_EXERCISE DIRECTIONS_: Only the number is wanted: how many lines contain "with"?

Interface markup and scripts:

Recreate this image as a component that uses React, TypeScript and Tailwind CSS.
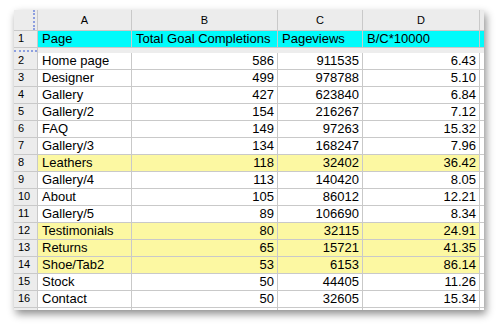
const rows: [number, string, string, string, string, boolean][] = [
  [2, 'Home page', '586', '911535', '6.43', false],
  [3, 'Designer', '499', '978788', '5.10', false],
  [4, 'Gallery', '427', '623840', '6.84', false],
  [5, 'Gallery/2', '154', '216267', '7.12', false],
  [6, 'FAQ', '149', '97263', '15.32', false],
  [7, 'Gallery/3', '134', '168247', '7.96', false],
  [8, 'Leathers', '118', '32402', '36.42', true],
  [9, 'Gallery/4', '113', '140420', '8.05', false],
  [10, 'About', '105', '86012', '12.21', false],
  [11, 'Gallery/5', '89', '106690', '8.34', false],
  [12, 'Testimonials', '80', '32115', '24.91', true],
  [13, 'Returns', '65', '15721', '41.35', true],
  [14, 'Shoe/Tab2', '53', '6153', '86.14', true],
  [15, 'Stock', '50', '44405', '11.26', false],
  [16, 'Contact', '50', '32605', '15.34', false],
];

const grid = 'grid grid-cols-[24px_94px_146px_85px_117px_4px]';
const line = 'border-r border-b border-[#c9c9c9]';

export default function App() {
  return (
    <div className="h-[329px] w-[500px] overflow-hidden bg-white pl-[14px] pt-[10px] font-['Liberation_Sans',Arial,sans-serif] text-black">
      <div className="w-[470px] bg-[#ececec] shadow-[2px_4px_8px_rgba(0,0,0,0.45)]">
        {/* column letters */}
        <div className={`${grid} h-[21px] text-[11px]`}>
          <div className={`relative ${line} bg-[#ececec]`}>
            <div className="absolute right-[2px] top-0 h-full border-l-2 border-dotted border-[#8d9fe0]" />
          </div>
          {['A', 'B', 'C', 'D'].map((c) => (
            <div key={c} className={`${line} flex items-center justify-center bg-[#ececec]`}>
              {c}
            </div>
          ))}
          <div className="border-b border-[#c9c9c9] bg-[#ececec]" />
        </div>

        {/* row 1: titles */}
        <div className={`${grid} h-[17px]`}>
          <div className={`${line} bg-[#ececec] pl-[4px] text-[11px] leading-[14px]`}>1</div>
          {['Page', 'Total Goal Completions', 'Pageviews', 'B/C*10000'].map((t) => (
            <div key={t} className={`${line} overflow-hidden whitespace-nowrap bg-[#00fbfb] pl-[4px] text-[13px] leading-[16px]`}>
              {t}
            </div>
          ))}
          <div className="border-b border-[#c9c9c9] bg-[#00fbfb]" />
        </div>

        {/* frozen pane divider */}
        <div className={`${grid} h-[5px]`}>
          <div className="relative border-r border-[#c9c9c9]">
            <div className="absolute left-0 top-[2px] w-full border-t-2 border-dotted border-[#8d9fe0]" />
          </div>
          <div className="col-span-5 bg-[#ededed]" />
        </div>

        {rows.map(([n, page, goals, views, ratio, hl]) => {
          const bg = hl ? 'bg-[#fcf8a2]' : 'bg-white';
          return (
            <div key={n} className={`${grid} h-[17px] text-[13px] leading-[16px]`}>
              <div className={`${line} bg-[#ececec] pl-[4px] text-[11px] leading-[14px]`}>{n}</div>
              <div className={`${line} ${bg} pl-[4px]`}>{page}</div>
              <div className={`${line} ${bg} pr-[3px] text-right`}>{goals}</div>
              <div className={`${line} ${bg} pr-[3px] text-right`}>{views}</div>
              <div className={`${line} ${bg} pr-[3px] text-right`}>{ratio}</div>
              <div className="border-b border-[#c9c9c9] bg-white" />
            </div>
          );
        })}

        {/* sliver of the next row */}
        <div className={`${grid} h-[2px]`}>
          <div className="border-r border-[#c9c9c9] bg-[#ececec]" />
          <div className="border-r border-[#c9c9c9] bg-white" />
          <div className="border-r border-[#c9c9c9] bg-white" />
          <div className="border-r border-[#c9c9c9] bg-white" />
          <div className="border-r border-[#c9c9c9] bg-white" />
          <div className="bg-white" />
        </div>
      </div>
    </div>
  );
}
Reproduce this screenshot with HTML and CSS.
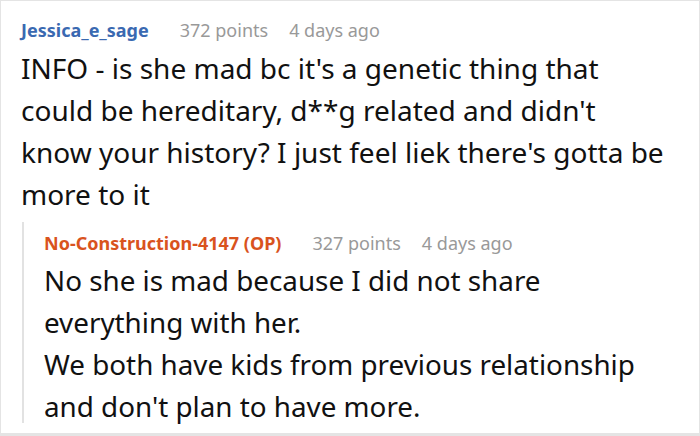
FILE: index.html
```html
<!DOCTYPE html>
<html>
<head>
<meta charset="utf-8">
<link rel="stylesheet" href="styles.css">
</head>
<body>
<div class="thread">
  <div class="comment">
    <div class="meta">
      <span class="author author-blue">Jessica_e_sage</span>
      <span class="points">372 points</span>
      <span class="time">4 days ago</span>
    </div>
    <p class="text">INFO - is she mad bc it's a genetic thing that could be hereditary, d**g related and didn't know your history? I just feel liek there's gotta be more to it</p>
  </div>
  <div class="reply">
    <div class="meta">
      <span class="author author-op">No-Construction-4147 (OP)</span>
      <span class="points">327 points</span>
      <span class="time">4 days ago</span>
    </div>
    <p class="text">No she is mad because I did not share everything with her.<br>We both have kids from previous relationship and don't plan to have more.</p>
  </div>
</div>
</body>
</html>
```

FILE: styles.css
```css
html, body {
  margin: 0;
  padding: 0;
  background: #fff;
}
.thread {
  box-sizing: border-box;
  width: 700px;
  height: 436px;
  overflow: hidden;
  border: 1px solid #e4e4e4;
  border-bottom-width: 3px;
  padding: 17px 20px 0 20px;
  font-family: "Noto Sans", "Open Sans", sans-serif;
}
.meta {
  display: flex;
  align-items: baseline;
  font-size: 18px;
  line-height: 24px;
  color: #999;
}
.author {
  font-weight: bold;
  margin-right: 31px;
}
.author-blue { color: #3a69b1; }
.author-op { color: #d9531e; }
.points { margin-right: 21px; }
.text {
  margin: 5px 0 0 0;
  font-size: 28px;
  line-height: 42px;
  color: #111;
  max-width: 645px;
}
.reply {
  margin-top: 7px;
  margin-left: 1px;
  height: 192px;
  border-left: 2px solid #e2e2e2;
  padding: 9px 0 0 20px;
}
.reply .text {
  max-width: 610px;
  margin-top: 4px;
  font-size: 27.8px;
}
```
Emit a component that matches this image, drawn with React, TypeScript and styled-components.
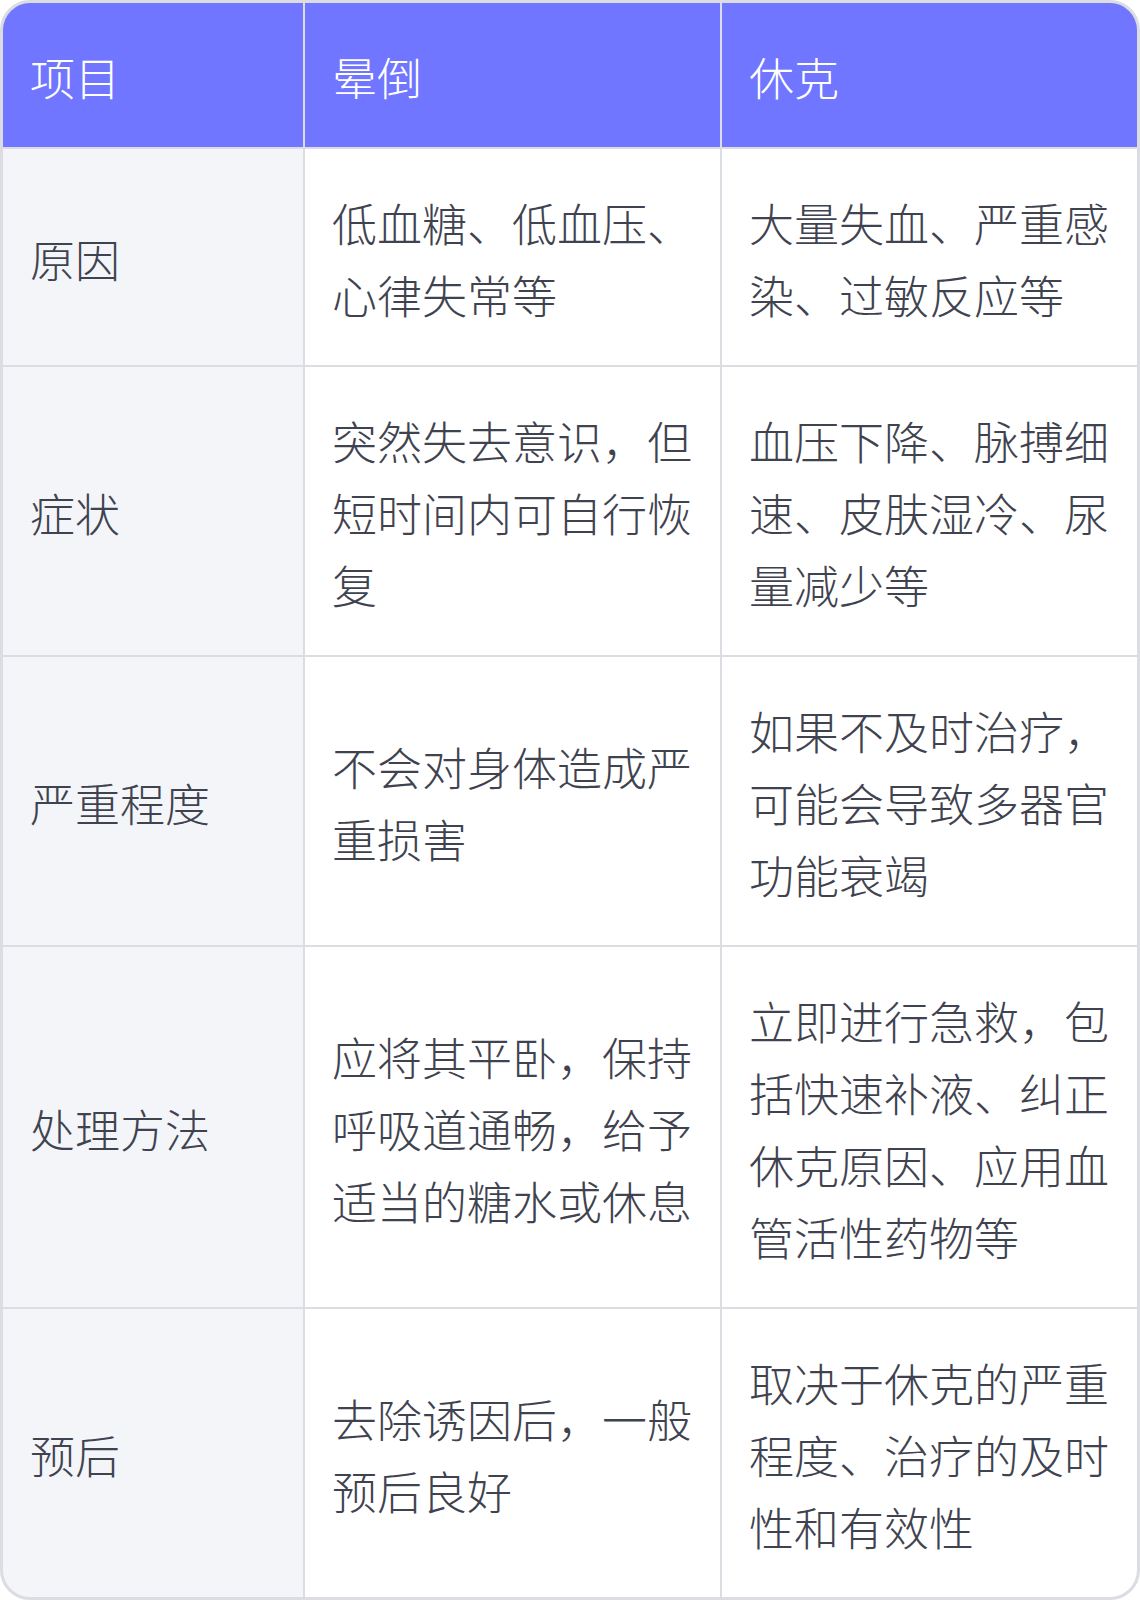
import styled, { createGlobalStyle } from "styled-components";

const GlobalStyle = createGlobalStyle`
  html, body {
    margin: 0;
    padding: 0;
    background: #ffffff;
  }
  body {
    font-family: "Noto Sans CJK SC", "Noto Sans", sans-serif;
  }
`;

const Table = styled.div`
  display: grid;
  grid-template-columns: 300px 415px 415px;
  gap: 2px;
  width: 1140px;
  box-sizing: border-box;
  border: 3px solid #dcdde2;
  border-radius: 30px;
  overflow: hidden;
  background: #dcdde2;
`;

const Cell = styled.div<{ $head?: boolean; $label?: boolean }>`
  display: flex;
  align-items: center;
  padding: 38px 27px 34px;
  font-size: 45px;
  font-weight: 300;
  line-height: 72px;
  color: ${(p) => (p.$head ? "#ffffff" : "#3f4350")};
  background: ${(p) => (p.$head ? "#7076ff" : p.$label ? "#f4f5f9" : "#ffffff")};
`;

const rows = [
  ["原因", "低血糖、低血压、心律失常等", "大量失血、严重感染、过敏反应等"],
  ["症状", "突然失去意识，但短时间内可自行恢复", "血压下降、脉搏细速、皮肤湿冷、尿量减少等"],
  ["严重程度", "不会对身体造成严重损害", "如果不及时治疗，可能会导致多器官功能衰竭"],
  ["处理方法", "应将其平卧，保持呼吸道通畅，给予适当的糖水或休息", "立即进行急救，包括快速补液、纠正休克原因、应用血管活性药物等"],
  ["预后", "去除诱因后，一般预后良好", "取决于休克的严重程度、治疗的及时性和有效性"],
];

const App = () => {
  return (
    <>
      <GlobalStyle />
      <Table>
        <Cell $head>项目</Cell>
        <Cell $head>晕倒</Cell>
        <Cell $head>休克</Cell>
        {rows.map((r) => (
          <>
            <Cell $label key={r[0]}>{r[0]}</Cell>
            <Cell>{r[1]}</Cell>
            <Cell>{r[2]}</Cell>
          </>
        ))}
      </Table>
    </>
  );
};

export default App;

_SOLUTION_: 3